# 443. 压缩字符串 - LeetCode Python/Java/C++/JS/C#/Go/Ruby 题解 访问原文链接:[443. 压缩字符串 - LeetCode Python/Java/C++/JS/C#/Go/Ruby 题解](https://leetcode.to/zh/leetcode/443-string-compression),体验更佳! 力扣链接:[443. 压缩字符串](https://leetcode.cn/problems/string-compression), 难度等级:**中等**。 ## LeetCode “443. 压缩字符串”问题描述 给你一个字符数组 `chars` ,请使用下述算法压缩: 从一个空字符串 `s` 开始。对于 `chars` 中的每组 **连续重复字符** : 如果这一组长度为 `1` ,则将字符追加到 `s` 中。 否则,需要向 `s` 追加字符,后跟这一组的长度。 压缩后得到的字符串 `s` **不应该直接返回** ,需要转储到字符数组 `chars` 中。需要注意的是,如果组长度为 `10` 或 `10` 以上,则在 `chars` 数组中会被拆分为多个字符。 请在 **修改完输入数组后** ,返回该数组的新长度。 你必须设计并实现一个只使用常量额外空间的算法来解决此问题。 ### [示例 1] **输入**: `chars = ["a","a","b","b","c","c","c"]` **输出**: `Return 6, and the first 6 characters of the input array should be: ["a","2","b","2","c","3"]` **解释**:

"aa" 被 "a2" 替代。"bb" 被 "b2" 替代。"ccc" 被 "c3" 替代。

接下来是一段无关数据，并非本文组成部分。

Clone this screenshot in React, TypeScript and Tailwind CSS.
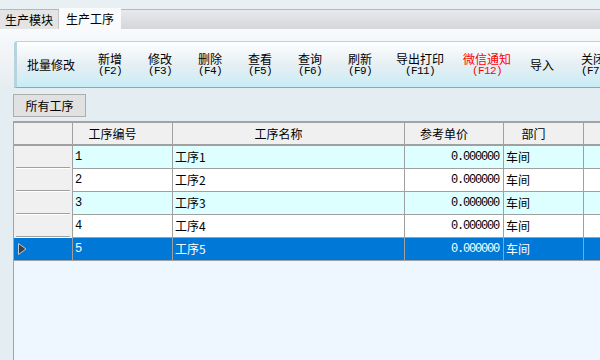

### [示例 2] **输入**: `chars = ["a"]` **输出**: `Return 1, and the first character of the input array should be: ["a"]` **解释**: `唯一的组是“a”,它保持未压缩,因为它是一个字符。` ### [示例 3] **输入**: `chars = ["a","b","b","b","b","b","b","b","b","b","b","b","b"]` **输出**: `Return 4, and the first 4 characters of the input array should be: ["a","b","1","2"].` **解释**:

由于字符 "a" 不重复,所以不会被压缩。"bbbbbbbbbbbb" 被 “b12” 替代。

### [约束] - `1 <= chars.length <= 2000` - `chars[i]` 可以是小写英文字母、大写英文字母、数字或符号 ### [Hints]
提示 1 How do you know if you are at the end of a consecutive group of characters?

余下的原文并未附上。